Saw this question in a test, but got stuck, here is my attempt:
\begin{align} \frac{2}{\pi} \int_{0}^{2\pi} f(e^{i\theta})\cos^2\bigg(\frac{\theta}{2}\bigg)\,d\theta &= \frac{2}{\pi} \int_{0}^{2\pi} f(e^{i\theta})\frac{1+\cos(\theta)}{2}\,d\theta \\ &= \frac{1}{\pi} \int_{0}^{2\pi} f(e^{i\theta}) + \frac{1}{\pi} \int_{0}^{2\pi} f(e^{i\theta})\cos(\theta)\,d\theta \\ &= 2f(0) + \frac{1}{\pi} \int_{0}^{2\pi} f(e^{i\theta})\cos(\theta)\,d\theta . \end{align}
Now it only remains to show $$ \frac{1}{\pi} \int_{0}^{2\pi} f(e^{i\theta})\cos(\theta)\,d\theta = f'(0), $$ but this where I am stuck.
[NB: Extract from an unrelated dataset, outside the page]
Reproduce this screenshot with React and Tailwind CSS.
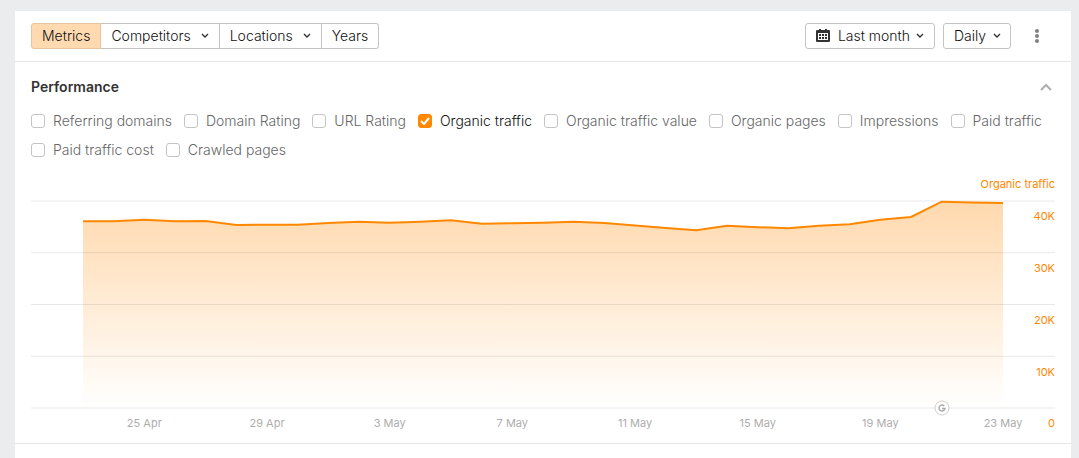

From Cauchy's formula: \begin{align} f'(0) &= \frac{1}{2\pi i} \int_{0}^{2\pi} \frac{f(e^{i\theta})}{e^{2i\theta}}ie^{i\theta}\,d\theta \\ &= \frac{1}{2\pi} \int_{0}^{2\pi} \frac{f(e^{i\theta})}{e^{i\theta}}\,d\theta \\ &= \frac{1}{2\pi} \int_{0}^{2\pi} f(e^{i\theta})e^{-i\theta}\,d\theta \\ &=\frac{1}{2\pi} \int_{0}^{2\pi} f(e^{i\theta})\cos(\theta)\,d\theta - \frac{i}{2\pi} \int_{0}^{2\pi} f(e^{i\theta})\sin(\theta)\,d\theta, \end{align} Which is clearly not $$ \frac{1}{\pi} \int_{0}^{2\pi} f(e^{i\theta})\cos(\theta)\,d\theta$ unless $\int_{0}^{2\pi} f(e^{i\theta})\sin(\theta)\,d\theta = 0. $$ I haven't a clue as $$ \int_{0}^{2\pi} f(e^{i\theta})\sin(\theta)\,d\theta = 0 $$ or whether this actually makes sense. Any help would be appreciated.